Beyond ASA, a renewed focus on church vitality

Barlowe’s letter to dioceses said guidance on measuring attendance will be issued in time for the 2020 parochial reports to be filed in early 2021. By then, “we will have more experience with this, and we will have had time to consider, consult and offer more guidance,” Barlowe said. “We have time, as we pray for an end to this pandemic.”

Changes to the parochial report already were underway. In 2018, the 79th General Convention passed a resolution calling on Executive Council “to design a simplified parochial report relevant to the diversity of The Episcopal Church’s participation in God’s mission in the world.” The report’s development was assigned to the House of Deputies’ Committee on the State of the Church.

The Canons require congregations to report “baptisms, confirmations, marriages, and burials during the year,” as well as the number of baptized members and communicants. Average Sunday attendance, though not a number explicitly required by the Canons, has long been tabulated by The Episcopal Church and referenced by its congregations, said Rankin-Williams, the committee chair.

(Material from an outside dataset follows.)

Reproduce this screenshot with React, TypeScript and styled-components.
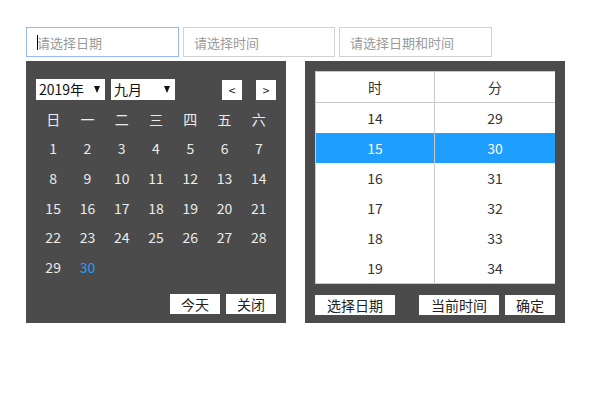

“ASA has been cast as this way we evaluate each other,” Rankin-Williams said. “That’s a mistake. … It’s not clear to me that it’s actually a measure of vitality.” Possible changes to the parochial report include additional demographic data, a fuller account of parishioners’ outreach participation, and a narrative section where church leaders can describe how they see their role in the Jesus Movement, he said.

Ultimately, the decision on how to record attendance during in-person worship suspensions will be made by Executive Council, which meets next in June, likely as an online conference. It isn’t clear yet whether parochial reports and attendance tracking will be on the agenda for that meeting. Rankin-Williams thinks the solution likely will entail reporting a traditional ASA alongside some virtual metric.

Bentrup, in Upper South Carolina, also raised the possibility that online numbers during this pandemic may be recorded but not used in formulas, such as clergy compensation, that traditionally have relied on ASA – in the same way that some schools are removing this semester from their calculations of students’ grade-point averages.

Rankin-Williams is rector of St. John’s Episcopal Church in Ross, California, north of San Francisco. It has an ASA of just above 200, but twice that number of participants have joined its livestream services, Rankin-Williams said. He isn’t sure churches’ online surge will continue at the same levels when in-person worship resumes.

“The next five years of the church are being compressed into the next five months,” he said. The pandemic may accelerate the closure of some churches, while others are adopting technology to encourage discipleship, evangelism and growth. “Right now, you see people connecting to church in some really fascinating ways.”

The Rev. Ian Elliott Davies has led worship services from the dining room of the rectory at St. Thomas the Apostle Episcopal Church in West Hollywood, where, as with all video productions, there is some amount of down time, often with canine companionship. Photo: Geoff Clark-Tosca

At St. Thomas the Apostle in the Diocese of Los Angeles, Clark-Tosca and a small group of parishioners had been looking for ways of improving the congregation’s digital presence for several months, since attending a session on digital evangelism at a diocesan ministry fair. When the pandemic hit, they realized they needed to ramp up those efforts quickly.

Viewers seemed to prefer services broadcast from the more intimate setting of the rectory, including weekday prayer services, and Clark-Tosca thinks improving the audio and video quality of the livestreams has made a big difference. If this is the new normal for St. Thomas the Apostle’s presence online, the congregation isn’t going back.

“This is now part of our congregation,” Clark-Tosca said, and they won’t “let it slide” when they resume in-person worship. “We see people need this.”